Mais cela aussi n'est qu'une partie de cette œuvre vaste, effervescente, toujours en mouvement. Le recueil d'aphorismes (Pensées bleues, Équateurs, 2015) y côtoie l'essai littéraire (Duras, Marguerite, Flammarion, 2001), l'humour noir (Ouverture des veines et autres distractions, Robert Laffont, 1982) se prolonge en une philosophie du rire (L'Homme de l'humour, Gallimard, 2004), laquelle rebondit dans une enquête érudite sur des maximes célèbres - La Véritable origine des plus beaux aphorismes (Payot, 2014), entreprise qu'il a poursuivie dans le dernier livre paru de son vivant, au début du mois : Encore une citation, monsieur le bourreau (Albin Michel, 224 p., 18 euros).

Baroque et visionnaire

Pour être peu nombreux, les romans occupent, dans cet ensemble, une place décisive. Certains, comme le baroque et visionnaire Les Derniers Jours du monde (Robert Laffont, 1991, adapté au cinéma en 2009 par les frères Arnaud et Jean-Marie Larrieu), récapitulent les passions, les curiosités, les paradoxes, les nostalgies, le secret désespoir dont chacun des autres livres explore une facette. D'autres, tel Amour noir (Gallimard, prix Femina 1997), s'approchent d'une dimension plus intime, qui ailleurs ne faisait qu'affleurer.

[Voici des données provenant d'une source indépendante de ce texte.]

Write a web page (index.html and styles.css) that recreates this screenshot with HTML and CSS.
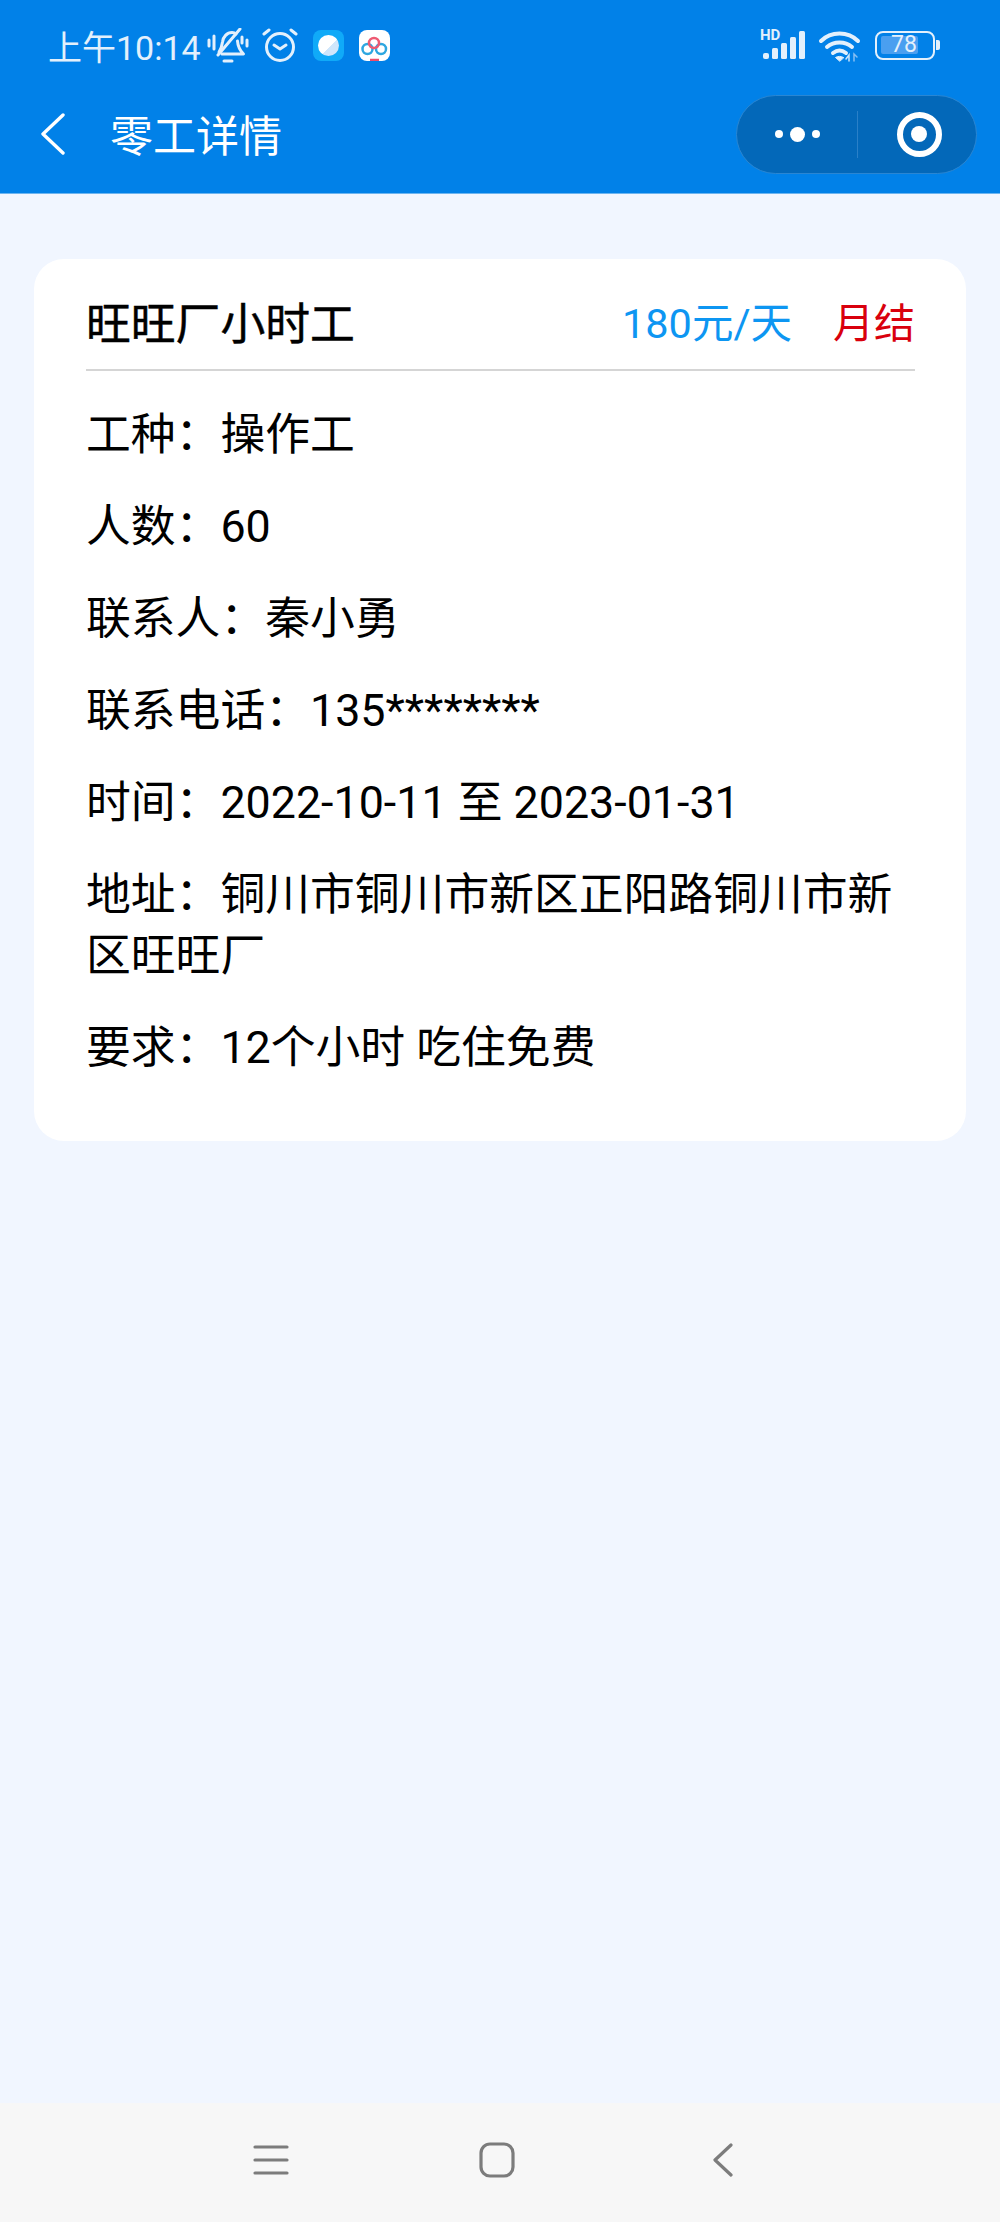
FILE: index.html
```html
<!DOCTYPE html>
<html lang="zh-CN">

<head>
    <meta charset="UTF-8">
    <meta name="viewport" content="width=device-width, initial-scale=1.0">
    <title>零工详情</title>
    <link rel="stylesheet" href="styles.css">
</head>

<body>
    <div class="phone">
        <header class="top-bar">
            <!-- Status bar -->
            <div class="status-bar">
                <div class="status-left">
                    <span class="clock">上午10:14</span>
                    <svg class="icon-bell" viewBox="0 0 42 35" fill="none" stroke="#e3f0fc" stroke-width="3" stroke-linecap="round" stroke-linejoin="round">
                        <path d="M12 24c2-3 3-6 3.500-10C16 9 20 4.500 25 4.500c1.500 0 3 .5 4 1.500"/>
                        <path d="M30.500 13c.3 5 2 9 6 13H15"/>
                        <path d="M11 27L33 1"/>
                        <path d="M17 33h8"/>
                        <path d="M2 12v6M7 8v13M40 12v6M35 9v6"/>
                    </svg>
                    <svg class="icon-alarm" viewBox="0 0 36 35" fill="none" stroke="#e3f0fc" stroke-width="3" stroke-linecap="round" stroke-linejoin="round">
                        <circle cx="18" cy="19" r="13.500"/>
                        <path d="M12 17l6 4 6-4"/>
                        <path d="M2 6l5-4M34 6l-5-4"/>
                    </svg>
                    <div class="app-icon app-blue"><span class="app-blue-dot"></span></div>
                    <div class="app-icon app-white">
                        <svg viewBox="0 0 31 31" fill="none" stroke-width="2.500">
                            <circle cx="8.500" cy="19" r="5" stroke="#2ea7e0"/>
                            <circle cx="22" cy="19" r="5" stroke="#2ea7e0"/>
                            <circle cx="15" cy="13" r="5" stroke="#ee5a72"/>
                            <path d="M11 30h9" stroke="#ee4d6a"/>
                        </svg>
                    </div>
                </div>
                <div class="status-right">
                    <div class="signal">
                        <span class="hd">HD</span>
                        <svg class="icon-signal" viewBox="0 0 46 30" fill="#e3f0fc">
                            <rect x="3" y="23" width="6" height="6" rx="2"/>
                            <rect x="12" y="18" width="6" height="11" rx="1.500"/>
                            <rect x="21" y="13" width="6" height="16" rx="1.500"/>
                            <rect x="30" y="7" width="6" height="22" rx="1.500"/>
                            <rect x="39" y="1" width="6" height="28" rx="1.500"/>
                        </svg>
                    </div>
                    <svg class="icon-wifi" viewBox="0 0 43 33" fill="none" stroke="#e3f0fc" stroke-width="4" stroke-linecap="round">
                        <path d="M3 12C13 2 30 2 40 12"/>
                        <path d="M9 18c7-6 18-6 25 0"/>
                        <path d="M15 24c4-3 9-3 13 0"/>
                        <path d="M21.500 32l-4-3.500c2.500-1.500 5.500-1.500 8 0z" fill="#e3f0fc" stroke-width="1"/>
                        <path d="M31 32v-6l-3 4" stroke="#cfe5fa" stroke-width="1.500"/>
                        <path d="M36 32v-7l3 3" stroke="#86bff2" stroke-width="1.500"/>
                    </svg>
                    <div class="battery">
                        <div class="battery-body">
                            <span class="battery-fill"></span>
                            <span class="battery-num">78</span>
                        </div>
                        <span class="battery-cap"></span>
                    </div>
                </div>
            </div>

            <!-- Nav bar -->
            <nav class="nav-bar">
                <svg class="nav-back" viewBox="0 0 24 42" fill="none" stroke="#fff" stroke-width="3.400" stroke-linecap="round" stroke-linejoin="round">
                    <path d="M22 2L2 21l20 19"/>
                </svg>
                <span class="nav-title">零工详情</span>
                <div class="capsule">
                    <div class="capsule-more">
                        <span class="dot"></span>
                        <span class="dot dot-big"></span>
                        <span class="dot"></span>
                    </div>
                    <span class="capsule-line"></span>
                    <div class="capsule-close"><span class="close-ring"></span></div>
                </div>
            </nav>
        </header>

        <main class="content">
            <section class="card">
                <div class="card-head">
                    <span class="job-name">旺旺厂小时工</span>
                    <span class="job-pay">180元/天</span>
                    <span class="job-settle">月结</span>
                </div>
                <div class="card-body">
                    <p>工种：操作工</p>
                    <p>人数：60</p>
                    <p>联系人：秦小勇</p>
                    <p>联系电话：135********</p>
                    <p>时间：2022-10-11 至 2023-01-31</p>
                    <p>地址：铜川市铜川市新区正阳路铜川市新区旺旺厂</p>
                    <p>要求：12个小时 吃住免费</p>
                </div>
            </section>
        </main>

        <!-- Android navigation keys -->
        <footer class="sys-nav">
            <svg class="sys-menu" viewBox="0 0 36 30" fill="none" stroke="#7c7c7c" stroke-width="3.200" stroke-linecap="round">
                <path d="M2 2h32M2 15h32M2 28h32"/>
            </svg>
            <svg class="sys-home" viewBox="0 0 36 36" fill="none" stroke="#7c7c7c" stroke-width="3.200">
                <rect x="2" y="2" width="32" height="32" rx="9"/>
            </svg>
            <svg class="sys-back" viewBox="0 0 20 34" fill="none" stroke="#7c7c7c" stroke-width="3.200" stroke-linecap="round" stroke-linejoin="round">
                <path d="M18 2L2 17l16 15"/>
            </svg>
        </footer>
    </div>
</body>

</html>
```

FILE: styles.css
```css
* {
    box-sizing: border-box;
}

body {
    margin: 0;
    padding: 0;
    font-family: "Roboto", "Noto Sans CJK SC", sans-serif;
    background-color: #f1f6ff;
}

.phone {
    display: flex;
    flex-direction: column;
    width: 1000px;
    height: 2222px;
    overflow: hidden;
}

.top-bar {
    height: 194px;
    flex-shrink: 0;
    background-color: #0181e8;
    border-bottom: 1px solid #6db5f0;
}

.status-bar {
    display: flex;
    justify-content: space-between;
    align-items: center;
    height: 90px;
    padding: 0 60px 0 48px;
}

.status-left {
    display: flex;
    align-items: center;
}

.clock {
    width: 159px;
    font-size: 34px;
    color: #e3f0fc;
    white-space: nowrap;
}

.icon-bell {
    width: 42px;
    height: 35px;
    margin-right: 13px;
}

.icon-alarm {
    width: 36px;
    height: 35px;
    margin-right: 15px;
}

.app-icon {
    width: 31px;
    height: 31px;
    border-radius: 8px;
}

.app-blue {
    display: flex;
    align-items: center;
    justify-content: center;
    margin-right: 15px;
    background-color: #10aaf8;
}

.app-blue-dot {
    width: 21px;
    height: 21px;
    border-radius: 50%;
    background: linear-gradient(135deg, #fff 55%, #cfe6fb 55%);
}

.app-white {
    background-color: #fff;
}

.app-white svg {
    display: block;
    width: 31px;
    height: 31px;
}

.status-right {
    display: flex;
    align-items: center;
}

.signal {
    position: relative;
    width: 46px;
    height: 30px;
    margin-right: 12px;
}

.hd {
    position: absolute;
    left: 0;
    top: -2px;
    font-size: 15px;
    line-height: 15px;
    font-weight: 700;
    color: #e3f0fc;
}

.icon-signal {
    display: block;
    width: 46px;
    height: 30px;
}

.icon-wifi {
    width: 43px;
    height: 33px;
    margin-right: 14px;
}

.battery {
    display: flex;
    align-items: center;
}

.battery-body {
    position: relative;
    width: 60px;
    height: 29px;
    border: 2.500px solid #e3f0fc;
    border-radius: 8px;
    padding: 3px 4px;
}

.battery-fill {
    display: block;
    width: 37px;
    height: 18px;
    border-radius: 2px;
    background-color: #4a9ff0;
}

.battery-num {
    position: absolute;
    left: 14px;
    top: 0;
    font-size: 23px;
    line-height: 24px;
    color: #e3f0fc;
}

.battery-cap {
    width: 4px;
    height: 10px;
    margin-left: 1px;
    border-radius: 0 2px 2px 0;
    background-color: #e3f0fc;
}

.nav-bar {
    display: flex;
    align-items: center;
    height: 88px;
    padding: 0 23px 0 41px;
}

.nav-back {
    width: 24px;
    height: 42px;
    margin-right: 45px;
}

.nav-title {
    flex: 1;
    margin-bottom: 3px;
    font-size: 43px;
    color: #fff;
}

.capsule {
    display: flex;
    align-items: center;
    width: 241px;
    height: 79px;
    background-color: #0368b9;
    border: 1px solid #2a86d2;
    border-radius: 40px;
}

.capsule-more {
    display: flex;
    align-items: center;
    justify-content: center;
    gap: 7px;
    width: 120px;
}

.dot {
    width: 8px;
    height: 8px;
    border-radius: 50%;
    background-color: #fff;
}

.dot-big {
    width: 15px;
    height: 15px;
}

.capsule-line {
    width: 1px;
    height: 47px;
    background-color: #2a80c8;
}

.capsule-close {
    display: flex;
    flex: 1;
    align-items: center;
    justify-content: center;
    padding-left: 4px;
}

.close-ring {
    display: flex;
    align-items: center;
    justify-content: center;
    width: 45px;
    height: 45px;
    border: 6px solid #fff;
    border-radius: 50%;
}

.close-ring::after {
    content: "";
    width: 16px;
    height: 16px;
    border-radius: 50%;
    background-color: #fff;
}

.content {
    flex: 1;
    padding: 65px 34px 0;
}

.card {
    height: 882px;
    padding: 0 51px 0 52px;
    background-color: #fff;
    border-radius: 30px;
}

.card-head {
    display: flex;
    align-items: center;
    height: 112px;
    padding-top: 12px;
    border-bottom: 2px solid #d5d5d5;
}

.job-name {
    flex: 1;
    font-size: 44.800px;
    -webkit-text-stroke: 0.5px #000;
    color: #000;
}

.job-pay {
    font-size: 41.500px;
    color: #0d96f2;
    margin-right: 41px;
}

.job-settle {
    font-size: 41px;
    color: #d9000d;
}

.card-body {
    padding-top: 2px;
}

.card-body p {
    margin: 0;
    padding-top: 31px;
    font-size: 44.800px;
    line-height: 61px;
    color: #000;
}

.sys-nav {
    display: flex;
    align-items: center;
    height: 119px;
    flex-shrink: 0;
    padding: 0 0 5px 253px;
    background-color: #f7f7f7;
}

.sys-menu {
    width: 36px;
    height: 30px;
    margin-right: 190px;
}

.sys-home {
    width: 36px;
    height: 36px;
    margin-right: 198px;
}

.sys-back {
    width: 20px;
    height: 34px;
}
```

C'est, cependant, dans son grand texte autobiographique, Une année qui commence bien (Flammarion, 2013), que Dominique Noguez, cessant de jouer, dira au plus près ce qu'était sa vie. Mais, au-delà du récit des six mois d'une passion impossible pour un jeune homme, ce livre, par sa délicatesse, sa mélancolie, son humour aussi, plus noir que jamais, et surtout par la puissance impérieuse de son style, d'une richesse, d'une mobilité et d'une précision qui rendent tout incandescent, dit enfin, et d'abord, quel écrivain fut Dominique Noguez.

À la dernière page d'un petit livre paru en 2016, Projet d'épitaphe, précédé de cinq poèmes plus longs (Sandre), il imaginait, pour sa tombe, ces mots : "Toutes les fois que tu liras, même vite, même tout bas, passant, le nom que voilà, tu me ressusciteras."

Alors qu'en 2020 un volume de la collection "Bouquins" des éditions Robert Laffont doit réunir, entre autres, différentes "études plus ou moins sçavantes'' - sous le titre Canulars -, et que d'autres textes restent à paraître, dont des lettres de jeunesse et un monumental journal intime, dont on espère qu'il sortira un jour, tout paraît désormais possible pour cette œuvre demeurée jusqu'au bout tellement imprévisible. Y compris la résurrection.